Besides, in Western Europe, from about 550 there began the renowned
“millennium of the Benedictines”. In the course of those centuries it is
estimated that approximately 800 abbeys of Benedictines scattered all around
Europe possessed schools, libraries, and scriptoria, that is writing-rooms for
the copying of manuscripts .
In conclusion, Europe is that which Christianity created, it is the cultural
formation which was born because the Christian Church gave a common identity, a
common learning and social welfare services to a medley of peoples.
Obviously, Europe was not created by decree. It was the result of a long course
in history ― a course which was not always glorious nor always luminous.
But we cannot dispute ―and there is no point in concealing― the fact
that Europe was born in the courtyard of the Church.
Nowadays we attempt to unify it, but it should not escape our notice that Europe
was born with unity as its precept, a precept which we abandoned thereafter, by
espousing the political ideology of nationalism, and thus vindicating the remark
by Goethe, which I quoted at the beginning of my talk.

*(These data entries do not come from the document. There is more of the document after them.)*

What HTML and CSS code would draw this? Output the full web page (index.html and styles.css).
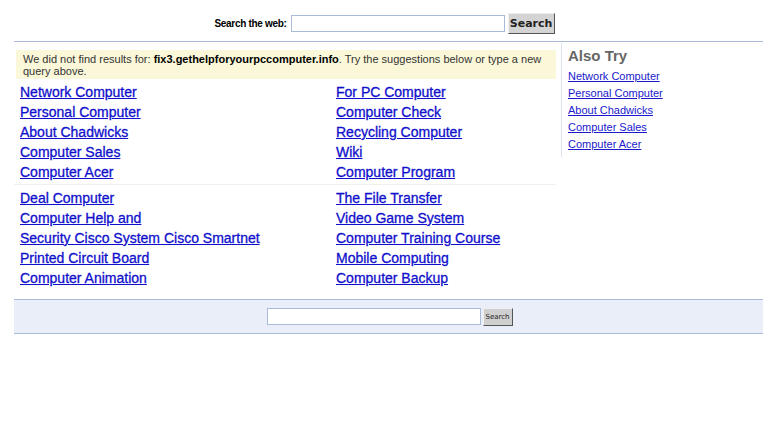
FILE: index.html
```html
<!DOCTYPE html>
<html>
<head>
	<title>fix3.gethelpforyourpccomputer.info</title>
	<meta http-equiv="Content-Type" content="text/html; charset=UTF-8">
	<link rel="stylesheet" href="styles.css">
</head>
<body>
	<div id="top-search">
		<label for="q1">Search the web:</label>
		<input type="text" id="q1" class="q-top">
		<input type="button" value="Search" class="btn-top">
	</div>
	<div id="main">
		<div id="results">
			<div id="notice">We did not find results for: <b>fix3.gethelpforyourpccomputer.info</b>. Try the suggestions below or type a new query above.</div>
			<div class="link-block">
				<div class="link-col">
					<a href="#">Network Computer</a>
					<a href="#">Personal Computer</a>
					<a href="#">About Chadwicks</a>
					<a href="#">Computer Sales</a>
					<a href="#">Computer Acer</a>
				</div>
				<div class="link-col">
					<a href="#">For PC Computer</a>
					<a href="#">Computer Check</a>
					<a href="#">Recycling Computer</a>
					<a href="#">Wiki</a>
					<a href="#">Computer Program</a>
				</div>
			</div>
			<div class="link-block second">
				<div class="link-col">
					<a href="#">Deal Computer</a>
					<a href="#">Computer Help and</a>
					<a href="#">Security Cisco System Cisco Smartnet</a>
					<a href="#">Printed Circuit Board</a>
					<a href="#">Computer Animation</a>
				</div>
				<div class="link-col">
					<a href="#">The File Transfer</a>
					<a href="#">Video Game System</a>
					<a href="#">Computer Training Course</a>
					<a href="#">Mobile Computing</a>
					<a href="#">Computer Backup</a>
				</div>
			</div>
		</div>
		<div id="also-try">
			<h3>Also Try</h3>
			<a href="#">Network Computer</a>
			<a href="#">Personal Computer</a>
			<a href="#">About Chadwicks</a>
			<a href="#">Computer Sales</a>
			<a href="#">Computer Acer</a>
		</div>
	</div>
	<div id="bottom-search">
		<input type="text" class="q-bottom">
		<input type="button" value="Search" class="btn-bottom">
	</div>
</body>
</html>
```

FILE: styles.css
```css
body {
	margin: 0;
	padding: 0 14px;
	font-family: "Liberation Sans", Arial, sans-serif;
	background: #FFFFFF;
}
#top-search {
	height: 42px;
	display: flex;
	justify-content: center;
	align-items: center;
	padding-top: 6px;
	padding-right: 8px;
	border-bottom: 1px solid #a9bbd9;
	box-sizing: border-box;
}
#top-search label {
	font-size: 10px;
	font-weight: bold;
	letter-spacing: -0.3px;
	color: #000;
	margin-right: 4px;
}
.q-top {
	width: 214px;
	height: 17px;
	box-sizing: border-box;
	border: 1px solid #a9bbd9;
	margin: 0 3px 0 0;
	padding: 0;
}
.btn-top {
	width: 47px;
	height: 21px;
	font-family: "DejaVu Sans", sans-serif;
	font-size: 11px;
	font-weight: bold;
	color: #222;
	background: #d4d4d4;
	border: 1px solid;
	border-color: #eee #555 #555 #eee;
	padding: 0;
	margin-left: 0;
}
#main {
	display: flex;
	height: 257px;
}
#results {
	width: 542px;
	padding-top: 8px;
	padding-right: 5px;
}
#notice {
	background: #fbf8d9;
	font-size: 11px;
	line-height: 12px;
	color: #333;
	padding: 3px 4px 2px 7px;
	margin-left: 2px;
}
#notice b {
	color: #000;
}
.link-block {
	display: flex;
	padding: 3px 0 2px 6px;
}
.link-block.second {
	border-top: 1px solid #f0f0f0;
}
.link-col {
	display: flex;
	flex-direction: column;
	width: 316px;
}
.link-col:last-child {
	width: auto;
}
.link-col a {
	font-size: 14px;
	line-height: 20px;
	color: #0f0fcc;
	-webkit-text-stroke: 0.3px #0f0fcc;
	align-self: flex-start;
}
#also-try {
	align-self: flex-start;
	margin-top: 1px;
	padding: 4px 0 4px 6px;
	border-left: 1px solid #dde3ee;
	display: flex;
	flex-direction: column;
	align-items: flex-start;
}
#also-try h3 {
	margin: 0 0 3px 0;
	font-size: 15px;
	line-height: 18px;
	color: #666;
}
#also-try a {
	font-size: 11px;
	line-height: 17px;
	color: #1a1acc;
}
#bottom-search {
	height: 33px;
	background: #e9eef8;
	border-top: 1px solid #a9bbd9;
	border-bottom: 1px solid #a9bbd9;
	display: flex;
	justify-content: center;
	align-items: center;
	padding-left: 2px;
}
.q-bottom {
	width: 214px;
	height: 17px;
	box-sizing: border-box;
	border: 1px solid #a9bbd9;
	margin: 0 2px 0 0;
	padding: 0;
}
.btn-bottom {
	width: 30px;
	height: 18px;
	font-family: "DejaVu Sans", sans-serif;
	font-size: 7px;
	color: #222;
	background: #d0d0d0;
	border: 1px solid;
	border-color: #eee #555 #555 #eee;
	padding: 0;
}
```
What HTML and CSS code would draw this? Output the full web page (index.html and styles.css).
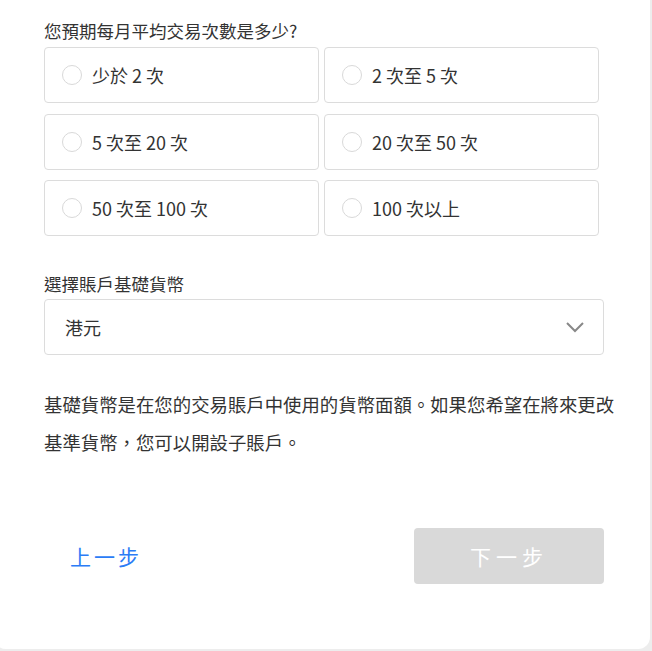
FILE: index.html
```html
<!doctype html>
<html>
<head>
<meta charset="utf-8">
<title>開戶 - 交易設定</title>
<link rel="stylesheet" href="styles.css">
</head>
<body>
<section class="card">
	<div class="content">
		<p class="question">您預期每月平均交易次數是多少?</p>
		<ul class="options">
			<li><span class="radio"></span>少於 2 次</li>
			<li><span class="radio"></span>2 次至 5 次</li>
			<li><span class="radio"></span>5 次至 20 次</li>
			<li><span class="radio"></span>20 次至 50 次</li>
			<li><span class="radio"></span>50 次至 100 次</li>
			<li><span class="radio"></span>100 次以上</li>
		</ul>

		<p class="label">選擇賬戶基礎貨幣</p>
		<div class="select">
			<span>港元</span>
			<svg class="arrow" width="20" height="12" viewBox="0 0 20 12">
				<path d="M2 2 L10 10 L18 2" fill="none" stroke="#888" stroke-width="2"/>
			</svg>
		</div>

		<p class="note">基礎貨幣是在您的交易賬戶中使用的貨幣面額。如果您希望在將來更改基準貨幣，您可以開設子賬戶。</p>

		<div class="actions">
			<a href="javascript:;" class="prev">上一步</a>
			<a href="javascript:;" class="next">下一步</a>
		</div>
	</div>
</section>
</body>
</html>
```

FILE: styles.css
```css
html, body {
	margin: 0;
	padding: 0;
	background: #ededed;
}
body {
	font-family: "Noto Sans CJK TC", "Noto Sans", sans-serif;
	color: #333;
	overflow: hidden;
}
.card {
	width: 656px;
	height: 649px;
	margin-left: -6px;
	background: #fff;
	border-radius: 0 0 12px 12px;
	box-sizing: border-box;
	padding: 19px 0 0 50px;
}
.content {
	width: 560px;
}
.question {
	margin: 0 0 4px;
	font-size: 17.5px;
	line-height: 24px;
}
.options {
	display: grid;
	grid-template-columns: 275px 275px;
	grid-auto-rows: 56px;
	column-gap: 5px;
	row-gap: 10.5px;
	margin: 0;
	padding: 0;
	list-style: none;
}
.options li {
	display: flex;
	align-items: center;
	box-sizing: border-box;
	border: 1px solid #dcdcdc;
	border-radius: 4px;
	padding-left: 17px;
	font-size: 18px;
}
.radio {
	width: 20px;
	height: 20px;
	box-sizing: border-box;
	border: 1px solid #d9d9d9;
	border-radius: 50%;
	margin-right: 10px;
}
.label {
	margin: 36px 0 3px;
	font-size: 17.5px;
	line-height: 24px;
}
.select {
	display: flex;
	align-items: center;
	justify-content: space-between;
	height: 56px;
	box-sizing: border-box;
	border: 1px solid #dcdcdc;
	border-radius: 4px;
	padding: 0 18px 0 20px;
	font-size: 18px;
}
.note {
	width: 580px;
	margin: 30px 0 0;
	font-size: 18.4px;
	line-height: 38px;
}
.actions {
	display: flex;
	align-items: center;
	justify-content: space-between;
	margin-top: 67px;
}
.prev {
	margin-left: 26px;
	color: #2b7cf6;
	font-size: 21px;
	letter-spacing: 3px;
	text-decoration: none;
}
.next {
	width: 190px;
	height: 56px;
	line-height: 56px;
	background: #d9d9d9;
	border-radius: 4px;
	color: #fff;
	font-size: 21px;
	letter-spacing: 5px;
	text-align: center;
	text-decoration: none;
}
```
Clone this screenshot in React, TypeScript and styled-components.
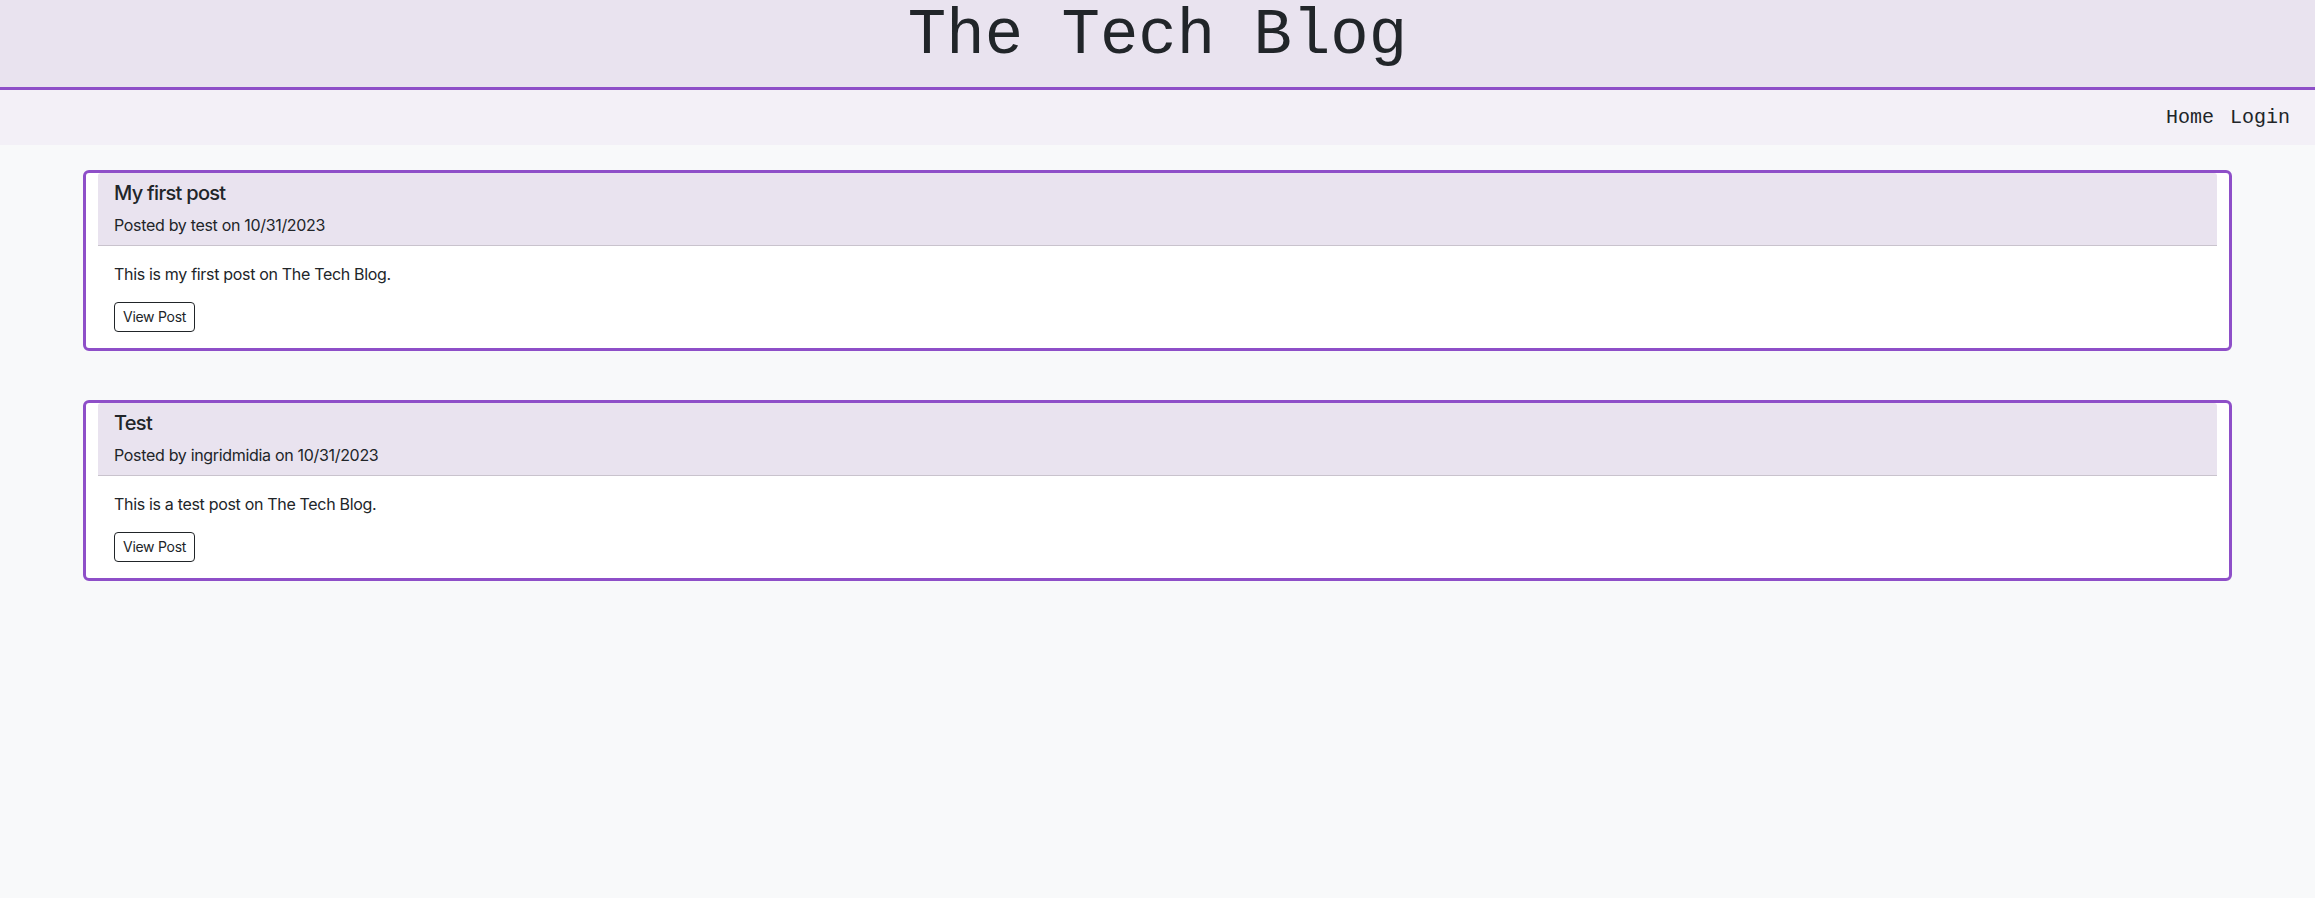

Accordingly, what I would like to testify to before you today is that we shall
not be able to keep the unity of Europe alive if we let it fall prey to
political ideologies. We shall not be able to keep it alive if we let it fall
prey to financial interests.
I would also like to testify before you to my deep conviction that there will be
no Europe on the basis of pressures and compromises. If we want Europe to exist,
we must also assume the responsibility for Europe, we must lay again the
community of its peoples as precept. We shall have to acknowledge both in its
forthcoming Constitution and in its everyday political practice the fact that,
when we speak of Europe, we speak of a civilisation, we speak of a particular
spirituality, and that this spirit is the offspring of Christianity, and that we
want to preserve it as The reconstruction of United Europe is a responsibility
incumbent upon nobody other than its men and women of spirit.
Once again, then, you hold history in your hands.